What to do: Copy each line exactly. Drop every picture.

*** Data provided ***

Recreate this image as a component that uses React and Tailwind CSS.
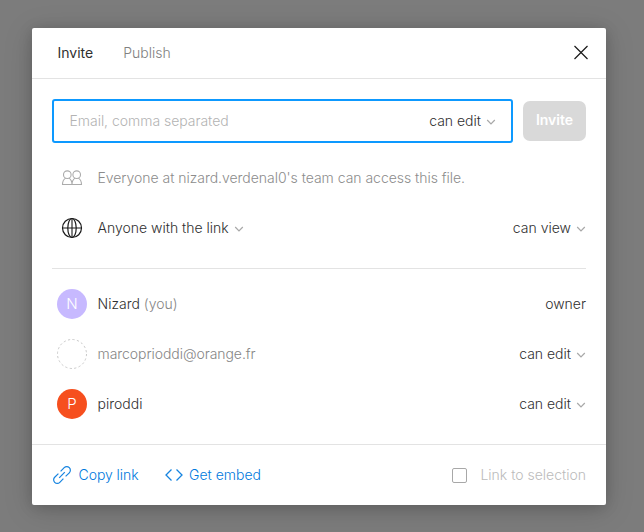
import React from "react";

function Chevron() {
  return (
    <svg width="10" height="6" viewBox="0 0 10 6" fill="none" stroke="#a8a8a8" strokeWidth="1.2" className="mt-[2px] shrink-0">
      <path d="M1.200 1L5 4.800 8.800 1" />
    </svg>
  );
}

function Permission({ children }) {
  return (
    <button className="flex items-center gap-[5px] text-[#303030]">
      <span>{children}</span>
      <Chevron />
    </button>
  );
}

function CloseIcon() {
  return (
    <svg width="16" height="16" viewBox="0 0 16 16" fill="none" stroke="#1a1a1a" strokeWidth="1.2">
      <path d="M1.500 1l13 13M14.500 1l-13 13" />
    </svg>
  );
}

function PeopleIcon() {
  return (
    <svg width="22" height="16" viewBox="0 0 22 16" fill="none" stroke="#ababab" strokeWidth="1.1">
      <circle cx="6.300" cy="4.700" r="3.800" />
      <circle cx="15.700" cy="4.700" r="3.800" />
      <path d="M4.600 8.100C2.500 9.400 1.500 11.500 1.500 14.500H20.500C20.500 11.500 19.500 9.400 17.400 8.100M8 8.100C10 9.400 11 11.500 11 14.500C11 11.500 12 9.400 14 8.100" />
    </svg>
  );
}

function GlobeIcon() {
  return (
    <svg width="22" height="22" viewBox="0 0 22 22" fill="none" stroke="#1a1a1a" strokeWidth="1.2">
      <circle cx="11" cy="11" r="9.500" />
      <path d="M1.500 11H20.500M11 1.500V20.500" strokeWidth="1.1" />
      <ellipse cx="11" cy="11" rx="4.200" ry="9.500" />
    </svg>
  );
}

function LinkIcon() {
  return (
    <svg width="20" height="20" viewBox="0 0 20 20" fill="none" stroke="#1684e0" strokeWidth="1.2">
      <path d="M7.200 12.800L12.800 7.200" />
      <path d="M8.600 6.400L12.200 2.700A3.600 3.600 0 0 1 17.300 2.700A3.600 3.600 0 0 1 17.300 7.800L13.600 11.400" />
      <path d="M11.400 13.600L7.800 17.300A3.600 3.600 0 0 1 2.700 17.300A3.600 3.600 0 0 1 2.700 12.200L6.400 8.600" />
    </svg>
  );
}

function CodeIcon() {
  return (
    <svg width="18" height="12" viewBox="0 0 18 12" fill="none" stroke="#1684e0" strokeWidth="1.3">
      <path d="M6.500 .5L1 6l5.500 5.500M11.500 .5L17 6l-5.500 5.500" />
    </svg>
  );
}

function EmptyAvatar() {
  return (
    <svg width="30" height="30" viewBox="0 0 30 30" fill="none">
      <circle cx="15" cy="15" r="14.500" stroke="#c8c8c8" strokeDasharray="2.200 2.355" />
    </svg>
  );
}

function Avatar({ letter, color }) {
  return (
    <div className={`flex size-[30px] items-center justify-center rounded-full text-[15px] text-white ${color}`}>{letter}</div>
  );
}

function Row({ icon, label, action }) {
  return (
    <div className="flex h-[50px] items-center">
      <div className="ml-[5px] mr-[10.500px] flex w-[30px] shrink-0 justify-center">{icon}</div>
      <div className="flex-1">{label}</div>
      {action}
    </div>
  );
}

export default function App() {
  return (
    <div className="h-[532px] w-[644px] overflow-hidden bg-[#7c7c7c] pl-[32px] pt-[28px] font-['Inter',sans-serif] text-[14px] font-light leading-[20px] text-[#303030]">
      <div className="flex h-[477px] w-[574px] flex-col rounded-[2px] bg-white shadow-[0_5px_30px_rgba(0,0,0,0.15),0_2px_14px_rgba(0,0,0,0.15)]">
        <header className="flex h-[51px] shrink-0 items-center border-b border-[#e3e3e3] pl-[25.500px] pr-[17.500px]">
          <span className="font-normal">Invite</span>
          <span className="ml-[30px] text-[#808080]">Publish</span>
          <button className="ml-auto"><CloseIcon /></button>
        </header>
        <main className="flex-1 px-[20px] pt-[20px]">
          <div className="flex items-center gap-[10px]">
            <div className="flex h-[44px] w-[461px] items-center justify-between rounded-[3px] border-2 border-[#0d99ff] pl-[15.500px] pr-[15px]">
              <span className="tracking-[-0.03px] text-[#b3b3b3]">Email, comma separated</span>
              <Permission>can edit</Permission>
            </div>
            <button className="h-[40px] w-[63px] rounded-[7px] bg-[#d9d9d9] pb-[2px] font-semibold text-white">Invite</button>
          </div>
          <div className="mt-[10px]">
            <Row icon={<PeopleIcon />} label={<span className="tracking-[-0.03px] text-[#8c8c8c]">Everyone at nizard.verdenal0's team can access this file.</span>} />
            <Row
              icon={<GlobeIcon />}
              label={<Permission>Anyone with the link</Permission>}
              action={<Permission>can view</Permission>}
            />
          </div>
          <div className="mt-[15px] border-t border-[#e3e3e3] pt-[10px]">
            <Row
              icon={<Avatar letter="N" color="bg-[#c7b9ff]" />}
              label={<span>Nizard <span className="text-[#868686]">(you)</span></span>}
              action={<span>owner</span>}
            />
            <Row icon={<EmptyAvatar />} label={<span className="tracking-[-0.06px] text-[#868686]">marcoprioddi@orange.fr</span>} action={<Permission>can edit</Permission>} />
            <Row icon={<Avatar letter="P" color="bg-[#f64f1e]" />} label="piroddi" action={<Permission>can edit</Permission>} />
          </div>
        </main>
        <footer className="flex h-[61px] shrink-0 items-center border-t border-[#e3e3e3] px-[20px] text-[#0079dd]">
          <button className="flex items-center gap-[6.500px] tracking-[-0.05px]"><LinkIcon />Copy link</button>
          <button className="ml-[26px] flex items-center gap-[6.500px]"><CodeIcon />Get embed</button>
          <label className="ml-auto flex items-center gap-[13px] text-[#bbbbbb]">
            <span className="size-[15px] rounded-[2px] border border-[#a8a8a8]" />
            Link to selection
          </label>
        </footer>
      </div>
    </div>
  );
}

***

Solution:
Recreate this image as a component that uses React and Tailwind CSS.
import React from "react";

function Chevron() {
  return (
    <svg width="10" height="6" viewBox="0 0 10 6" fill="none" stroke="#a8a8a8" strokeWidth="1.2" className="mt-[2px] shrink-0">
      <path d="M1.200 1L5 4.800 8.800 1" />
    </svg>
  );
}

function Permission({ children }) {
  return (
    <button className="flex items-center gap-[5px] text-[#303030]">
      <span>{children}</span>
      <Chevron />
    </button>
  );
}

function CloseIcon() {
  return (
    <svg width="16" height="16" viewBox="0 0 16 16" fill="none" stroke="#1a1a1a" strokeWidth="1.2">
      <path d="M1.500 1l13 13M14.500 1l-13 13" />
    </svg>
  );
}

function PeopleIcon() {
  return (
    <svg width="22" height="16" viewBox="0 0 22 16" fill="none" stroke="#ababab" strokeWidth="1.1">
      <circle cx="6.300" cy="4.700" r="3.800" />
      <circle cx="15.700" cy="4.700" r="3.800" />
      <path d="M4.600 8.100C2.500 9.400 1.500 11.500 1.500 14.500H20.500C20.500 11.500 19.500 9.400 17.400 8.100M8 8.100C10 9.400 11 11.500 11 14.500C11 11.500 12 9.400 14 8.100" />
    </svg>
  );
}

function GlobeIcon() {
  return (
    <svg width="22" height="22" viewBox="0 0 22 22" fill="none" stroke="#1a1a1a" strokeWidth="1.2">
      <circle cx="11" cy="11" r="9.500" />
      <path d="M1.500 11H20.500M11 1.500V20.500" strokeWidth="1.1" />
      <ellipse cx="11" cy="11" rx="4.200" ry="9.500" />
    </svg>
  );
}

function LinkIcon() {
  return (
    <svg width="20" height="20" viewBox="0 0 20 20" fill="none" stroke="#1684e0" strokeWidth="1.2">
      <path d="M7.200 12.800L12.800 7.200" />
      <path d="M8.600 6.400L12.200 2.700A3.600 3.600 0 0 1 17.300 2.700A3.600 3.600 0 0 1 17.300 7.800L13.600 11.400" />
      <path d="M11.400 13.600L7.800 17.300A3.600 3.600 0 0 1 2.700 17.300A3.600 3.600 0 0 1 2.700 12.200L6.400 8.600" />
    </svg>
  );
}

function CodeIcon() {
  return (
    <svg width="18" height="12" viewBox="0 0 18 12" fill="none" stroke="#1684e0" strokeWidth="1.3">
      <path d="M6.500 .5L1 6l5.500 5.500M11.500 .5L17 6l-5.500 5.500" />
    </svg>
  );
}

function EmptyAvatar() {
  return (
    <svg width="30" height="30" viewBox="0 0 30 30" fill="none">
      <circle cx="15" cy="15" r="14.500" stroke="#c8c8c8" strokeDasharray="2.200 2.355" />
    </svg>
  );
}

function Avatar({ letter, color }) {
  return (
    <div className={`flex size-[30px] items-center justify-center rounded-full text-[15px] text-white ${color}`}>{letter}</div>
  );
}

function Row({ icon, label, action }) {
  return (
    <div className="flex h-[50px] items-center">
      <div className="ml-[5px] mr-[10.500px] flex w-[30px] shrink-0 justify-center">{icon}</div>
      <div className="flex-1">{label}</div>
      {action}
    </div>
  );
}

export default function App() {
  return (
    <div className="h-[532px] w-[644px] overflow-hidden bg-[#7c7c7c] pl-[32px] pt-[28px] font-['Inter',sans-serif] text-[14px] font-light leading-[20px] text-[#303030]">
      <div className="flex h-[477px] w-[574px] flex-col rounded-[2px] bg-white shadow-[0_5px_30px_rgba(0,0,0,0.15),0_2px_14px_rgba(0,0,0,0.15)]">
        <header className="flex h-[51px] shrink-0 items-center border-b border-[#e3e3e3] pl-[25.500px] pr-[17.500px]">
          <span className="font-normal">Invite</span>
          <span className="ml-[30px] text-[#808080]">Publish</span>
          <button className="ml-auto"><CloseIcon /></button>
        </header>
        <main className="flex-1 px-[20px] pt-[20px]">
          <div className="flex items-center gap-[10px]">
            <div className="flex h-[44px] w-[461px] items-center justify-between rounded-[3px] border-2 border-[#0d99ff] pl-[15.500px] pr-[15px]">
              <span className="tracking-[-0.03px] text-[#b3b3b3]">Email, comma separated</span>
              <Permission>can edit</Permission>
            </div>
            <button className="h-[40px] w-[63px] rounded-[7px] bg-[#d9d9d9] pb-[2px] font-semibold text-white">Invite</button>
          </div>
          <div className="mt-[10px]">
            <Row icon={<PeopleIcon />} label={<span className="tracking-[-0.03px] text-[#8c8c8c]">Everyone at nizard.verdenal0's team can access this file.</span>} />
            <Row
              icon={<GlobeIcon />}
              label={<Permission>Anyone with the link</Permission>}
              action={<Permission>can view</Permission>}
            />
          </div>
          <div className="mt-[15px] border-t border-[#e3e3e3] pt-[10px]">
            <Row
              icon={<Avatar letter="N" color="bg-[#c7b9ff]" />}
              label={<span>Nizard <span className="text-[#868686]">(you)</span></span>}
              action={<span>owner</span>}
            />
            <Row icon={<EmptyAvatar />} label={<span className="tracking-[-0.06px] text-[#868686]">marcoprioddi@orange.fr</span>} action={<Permission>can edit</Permission>} />
            <Row icon={<Avatar letter="P" color="bg-[#f64f1e]" />} label="piroddi" action={<Permission>can edit</Permission>} />
          </div>
        </main>
        <footer className="flex h-[61px] shrink-0 items-center border-t border-[#e3e3e3] px-[20px] text-[#0079dd]">
          <button className="flex items-center gap-[6.500px] tracking-[-0.05px]"><LinkIcon />Copy link</button>
          <button className="ml-[26px] flex items-center gap-[6.500px]"><CodeIcon />Get embed</button>
          <label className="ml-auto flex items-center gap-[13px] text-[#bbbbbb]">
            <span className="size-[15px] rounded-[2px] border border-[#a8a8a8]" />
            Link to selection
          </label>
        </footer>
      </div>
    </div>
  );
}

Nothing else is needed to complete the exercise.